The hippocampus is susceptible to damage in patients with epilepsy and in animals with seizures caused by excitotoxic agents. The effect of vitamin D on hippocampal apoptosis related with seizures has not been reported. However, epileptic patients have an increased risk of hypovitaminosis D which is most likely due to the effects of antiepileptic drugs. Therefore, in a study of Şahin et al., from Trabzon, it was aimed to evaluate the effects of vitamin D on hippocampal apoptosis related with seizures by using pentylenetetrazol (PTZ) and kainic acid (KA) in rats.
Male Sprague Dawley rats, aged 5.5 weeks, were randomly divided into six groups: control, vitamin D, PTZ, KA, PTZ + vitamin D and KA + vitamin D groups. The groups that received vitamin D were given 500 IU/kg of vitamin D daily for two weeks in addition to a standard diet. At the end of this period, PTZ and KA were applied to trigger seizures in the rats in the seizure groups. 24 h after the administration of PTZ and KA, the rats were decapitated. In the hippocampal region, apoptosis was assessed by TUNEL and brain-derived neurotrophic factor (BDNF), Bax, caspase-3 and c-fos activation were evaluated by immunohistochemical method.

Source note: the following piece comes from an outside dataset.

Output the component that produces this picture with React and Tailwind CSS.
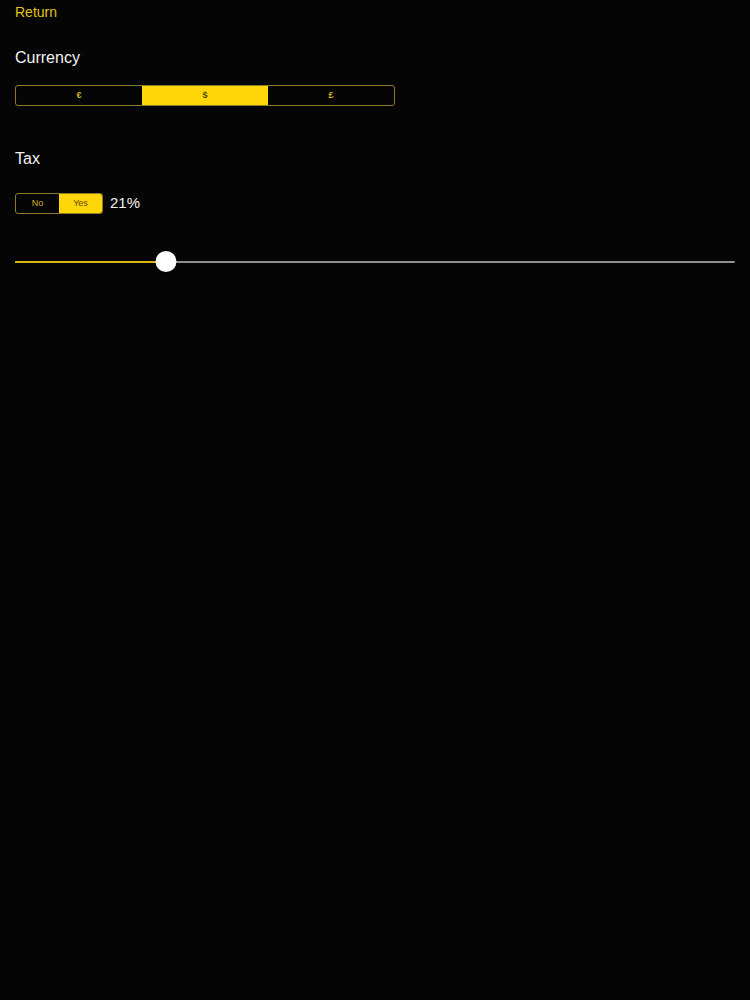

BDNF level increased while c-fos, Bax and caspase-3 levels decreased (p < 0.0001, in all) in the hippocampal neurons of the groups that were pre-treated with vitamin D before the administration of PTZ and KA, in comparison with the PTZ and KA groups. Vitamin D significantly decreased the number of apoptotic cells in these rats in comparison with the PTZ and KA groups (p < 0.0001).
This study indicates that vitamin D has neuroprotective effects on hippocampal apoptosis induced by PTZ and KA in rats. With this study it is suggested that keeping vitamin D levels within normal limits may be beneficial for patients with epilepsy, especially children 3).
A significant association appears to exist between lack of VitD supplementation and venous thromboembolism (VTE) occurrence in persons with acute spinal cord injury (SCI) and low VitD (LVitD) levels 4).
Few studies have examined the relationship between diet and Modic changes. Johansen et al. studied the relationship between vitamin D and MC and surprisingly found that MC were more common in individuals with normal levels of vitamin D than in those with low levels. However, the mechanisms underlying the development of MC remain unclear at present. Findings suggest that the link between vitamin D and MC is perhaps related to inflammation, though further confirmatory studies are needed 5).
Individuals with MC are expected to have low levels of vitamin D because of an increased susceptibility to inflammation and/or because microfractures occur in the vertebrae because of increased levels of parathyroid hormone 6) 7).